Enforcement penalties will be used to help fund the new SRO
By James Langton
A fund that’s built from enforcement sanctions will be used to help finance the creation of a new self-regulatory organization.
The Ontario Securities Commission (OSC) said Thursday that the Mutual Fund Dealers Association of Canada (MFDA) can tap into its discretionary fund to help pay the costs of its planned integration with the Investment Industry Regulatory Organization of Canada (IIROC).
According to the decision, the MFDA sought permission from the OSC to use its discretionary fund — which is primarily comprised of money paid in enforcement penalties — to help pay for legal advisors, consultants and other professionals that are advising the SRO on its integration with IIROC.
The regulator said the MFDA could use up to $4.29 million from the fund to finance its share of the integration costs.

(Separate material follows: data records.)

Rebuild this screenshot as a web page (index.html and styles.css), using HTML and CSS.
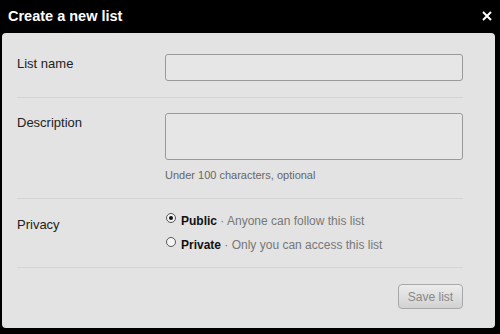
FILE: index.html
```html
<!DOCTYPE html>
<html>

<head>
    <title>Create a new list</title>
    <link rel="stylesheet" href="styles.css">
</head>

<body>
    <div class="dialog">
        <div class="header">
            <h1>Create a new list</h1>
            <span class="close">
                <svg width="10" height="10" viewBox="0 0 10 10">
                    <path d="M1 1 L9 9 M9 1 L1 9" stroke="#fff" stroke-width="2" />
                </svg>
            </span>
        </div>
        <div class="panel">
            <div class="row">
                <label class="label">List name</label>
                <div class="field">
                    <input type="text" class="text-input">
                </div>
            </div>
            <div class="row row-desc">
                <label class="label">Description</label>
                <div class="field">
                    <textarea class="text-area"></textarea>
                    <p class="hint">Under 100 characters, optional</p>
                </div>
            </div>
            <div class="row row-privacy">
                <label class="label">Privacy</label>
                <div class="field">
                    <div class="option">
                        <span class="radio checked"></span>
                        <b>Public</b><span class="sub">&nbsp;&middot; Anyone can follow this list</span>
                    </div>
                    <div class="option">
                        <span class="radio"></span>
                        <b>Private</b><span class="sub">&nbsp;&middot; Only you can access this list</span>
                    </div>
                </div>
            </div>
            <div class="footer">
                <button class="save">Save list</button>
            </div>
        </div>
    </div>
</body>

</html>
```

FILE: styles.css
```css
body {
    margin: 0;
    background-color: black;
    font-family: "Liberation Sans", Arial, sans-serif;
}

.dialog {
    width: 500px;
    height: 334px;
    overflow: hidden;
}

.header {
    display: flex;
    justify-content: space-between;
    align-items: center;
    height: 33px;
    padding: 0 8px 0 8px;
    box-sizing: border-box;
}

.header h1 {
    margin: 0;
    color: white;
    font-size: 14.5px;
    font-weight: bold;
    line-height: 16px;
    padding-bottom: 2px;
}

.close {
    display: flex;
    margin-bottom: 1px;
}

.panel {
    margin: 0 5px 0 2px;
    background-color: #e3e3e3;
    border-radius: 4px;
    padding: 5px 32px 14px 15px;
    height: 295px;
    box-sizing: border-box;
}

.row {
    display: flex;
    padding: 16px 0;
    border-bottom: 1px solid #d4d4d4;
}

.row-desc {
    padding: 15px 0 16px 0;
}

.row-privacy {
    padding: 14px 0 14px 0;
}

.label {
    width: 148px;
    font-size: 13px;
    line-height: 15px;
    color: #222;
    padding-top: 2px;
}

.row-privacy .label {
    padding-top: 4px;
}

.field {
    flex: 1;
}

.text-input,
.text-area {
    display: block;
    width: 100%;
    box-sizing: border-box;
    border: 1px solid #9a9a9a;
    border-radius: 3px;
    background-color: #e6e6e6;
    margin: 0;
    font-family: inherit;
    resize: none;
}

.text-input {
    height: 27px;
}

.text-area {
    height: 47px;
}

.hint {
    margin: 8px 0 0 0;
    font-size: 11px;
    line-height: 14px;
    color: #666;
}

.option {
    display: flex;
    align-items: center;
    font-size: 12px;
    line-height: 16px;
    color: #111;
    height: 16px;
}

.option + .option {
    margin-top: 8px;
}

.option b {
    margin-left: 5px;
}

.sub {
    color: #777;
}

.radio {
    width: 8px;
    height: 8px;
    border: 1px solid #555;
    border-radius: 50%;
    background-color: #f4f4f4;
    position: relative;
    margin-top: -6px;
    margin-left: 1px;
}

.radio.checked::after {
    content: "";
    position: absolute;
    left: 2px;
    top: 2px;
    width: 4px;
    height: 4px;
    border-radius: 50%;
    background-color: #111;
}

.footer {
    display: flex;
    justify-content: flex-end;
    padding: 16px 0 5px 0;
}

.save {
    width: 65px;
    height: 25px;
    border: 1px solid #a8a8a8;
    border-radius: 4px;
    background: linear-gradient(#ececec, #d2d2d2);
    color: #888;
    font-family: inherit;
    font-size: 12px;
    padding: 0;
}
```
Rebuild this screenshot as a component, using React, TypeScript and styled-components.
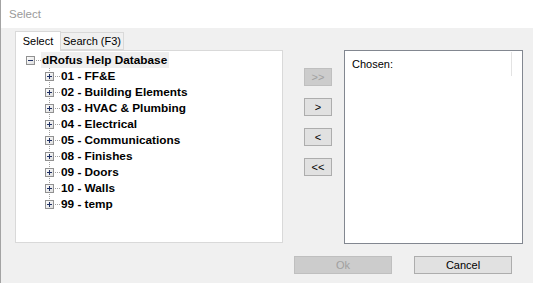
import styled, { createGlobalStyle } from "styled-components";

const GlobalStyle = createGlobalStyle`
    html, body {
        margin: 0;
        padding: 0;
        background: #f0f0f0;
    }
    * {
        box-sizing: border-box;
    }
`;

const font = `"Liberation Sans", Arial, sans-serif`;

export const Window = styled.div`
    width: 533px;
    height: 283px;
    background: #f0f0f0;
    border-left: 1px solid #a3a3a3;
    font-family: ${font};
    font-size: 11px;
    color: #000;
    display: flex;
    flex-direction: column;
    overflow: hidden;
`;

export const TitleBar = styled.div`
    height: 28px;
    background: #fff;
    display: flex;
    align-items: center;
    padding-left: 8px;
    color: #9a9a9a;
    font-size: 11.5px;
    padding-bottom: 1px;
`;

export const Main = styled.div`
    display: flex;
    align-items: flex-start;
    padding: 3px 0 0 14px;
`;

export const LeftColumn = styled.div`
    width: 268px;
    display: flex;
    flex-direction: column;
`;

export const TabStrip = styled.div`
    display: flex;
    align-items: flex-end;
    height: 19px;
    position: relative;
    z-index: 1;
`;

export const Tab = styled.div<{ $active?: boolean; $w: number }>`
    width: ${(p) => p.$w}px;
    height: ${(p) => (p.$active ? "20px" : "18px")};
    margin-bottom: ${(p) => (p.$active ? "-1px" : "0")};
    background: ${(p) => (p.$active ? "#fff" : "#f0f0f0")};
    border: 1px solid #d9d9d9;
    border-bottom: ${(p) => (p.$active ? "none" : "1px solid #d9d9d9")};
    border-left: ${(p) => (p.$active ? "1px solid #d9d9d9" : "none")};
    display: flex;
    align-items: center;
    justify-content: center;
    font-size: 11px;
    white-space: nowrap;
    padding-bottom: ${(p) => (p.$active ? "2px" : "1px")};
`;

export const TabPanel = styled.div`
    height: 193px;
    background: #fff;
    border: 1px solid #d9d9d9;
    padding-top: 1px;
`;

export const Tree = styled.div`
    font-family: ${font};
    font-weight: bold;
    font-size: 11.8px;
    display: flex;
    flex-direction: column;
`;

export const TreeRow = styled.div<{ $level: number }>`
    height: 16px;
    display: flex;
    align-items: center;
    padding-left: ${(p) => 10 + p.$level * 19}px;
`;

export const Connector = styled.span`
    width: 5px;
    height: 1px;
    background: repeating-linear-gradient(to right, #a0a0a0 0 1px, transparent 1px 2px);
    margin-left: 1px;
`;

export const Label = styled.span<{ $selected?: boolean }>`
    height: 16px;
    line-height: 16px;
    padding: 0 2px 0 1px;
    background: ${(p) => (p.$selected ? "#efefef" : "transparent")};
    white-space: nowrap;
`;

export const Children = styled.div`
    position: relative;
    display: flex;
    flex-direction: column;

    &::before {
        content: "";
        position: absolute;
        left: 33px;
        top: 0;
        bottom: 8px;
        width: 1px;
        background: repeating-linear-gradient(to bottom, #a0a0a0 0 1px, transparent 1px 2px);
    }
`;

const BoxSvg = styled.svg`
    display: block;
    flex: none;
    position: relative;
`;

function ExpandBox(props: { open?: boolean }) {
    return (
        <BoxSvg width="9" height="9" viewBox="0 0 9 9">
            <defs>
                <linearGradient id="bx" x1="0" y1="0" x2="1" y2="1">
                    <stop offset="0" stopColor="#ffffff" />
                    <stop offset="1" stopColor="#dcdcdc" />
                </linearGradient>
            </defs>
            <rect x="0.5" y="0.5" width="8" height="8" fill="url(#bx)" stroke="#919191" />
            <path d="M2 4.5h5" stroke="#1e2f63" strokeWidth="1" />
            {!props.open && <path d="M4.5 2v5" stroke="#1e2f63" strokeWidth="1" />}
        </BoxSvg>
    );
}

export const MiddleColumn = styled.div`
    width: 61px;
    padding: 37px 0 0 21px;
    display: flex;
    flex-direction: column;
    gap: 12px;
`;

export const Button = styled.button<{ $w: number }>`
    width: ${(p) => p.$w}px;
    height: 18px;
    padding: 0;
    margin: 0;
    font-family: ${font};
    font-size: 11px;
    line-height: 16px;
    border: 1px solid ${(p) => (p.disabled ? "#bfbfbf" : "#adadad")};
    background: ${(p) => (p.disabled ? "#cccccc" : "#e1e1e1")};
    color: ${(p) => (p.disabled ? "#a0a0a0" : "#000")};
    display: flex;
    align-items: center;
    justify-content: center;
`;

export const ListBox = styled.div`
    width: 179px;
    height: 194px;
    margin-top: 19px;
    background: #fff;
    border: 1px solid #828790;
    padding-top: 1px;
`;

export const ListHeader = styled.div`
    width: 167px;
    height: 24px;
    border-right: 1px solid #e3e3e3;
    display: flex;
    align-items: center;
    padding: 0 0 1px 7px;
    font-size: 11px;
`;

export const Footer = styled.div`
    display: flex;
    justify-content: flex-end;
    gap: 22px;
    padding-right: 21px;
    margin-top: 12px;
`;

const items = [
    "01 - FF&E",
    "02 - Building Elements",
    "03 - HVAC & Plumbing",
    "04 - Electrical",
    "05 - Communications",
    "08 - Finishes",
    "09 - Doors",
    "10 - Walls",
    "99 - temp",
];

export default function App() {
    return (
        <>
            <GlobalStyle />
            <Window>
                <TitleBar>Select</TitleBar>
                <Main>
                    <LeftColumn>
                        <TabStrip>
                            <Tab $active $w={46}>Select</Tab>
                            <Tab $w={63}>Search (F3)</Tab>
                        </TabStrip>
                        <TabPanel>
                            <Tree>
                                <TreeRow $level={0}>
                                    <ExpandBox open />
                                    <Connector />
                                    <Label $selected>dRofus Help Database</Label>
                                </TreeRow>
                                <Children>
                                    {items.map((item) => (
                                        <TreeRow $level={1} key={item}>
                                            <ExpandBox />
                                            <Connector />
                                            <Label>{item}</Label>
                                        </TreeRow>
                                    ))}
                                </Children>
                            </Tree>
                        </TabPanel>
                    </LeftColumn>
                    <MiddleColumn>
                        <Button $w={28} disabled>&gt;&gt;</Button>
                        <Button $w={28}>&gt;</Button>
                        <Button $w={28}>&lt;</Button>
                        <Button $w={28}>&lt;&lt;</Button>
                    </MiddleColumn>
                    <ListBox>
                        <ListHeader>Chosen:</ListHeader>
                    </ListBox>
                </Main>
                <Footer>
                    <Button $w={98} disabled>Ok</Button>
                    <Button $w={98}>Cancel</Button>
                </Footer>
            </Window>
        </>
    );
}
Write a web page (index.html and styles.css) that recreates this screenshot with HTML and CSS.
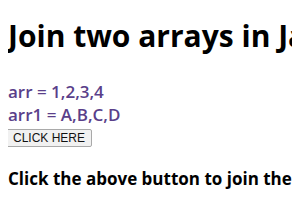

Typically, the discretionary fund is used to finance MFDA enforcement hearing costs, its contingency fund, and to fund special initiatives that benefit investors or the capital markets. It’s not used for the SRO’s ordinary operating costs.
The OSC ruled that it’s in the public interest to allow the MFDA to use the fund to help finance the creation of a new SRO that is intended to enhance investor protection.
According to the MFDA’s latest annual report, the discretionary fund had just over $6 million in assets as of June 30, 2021.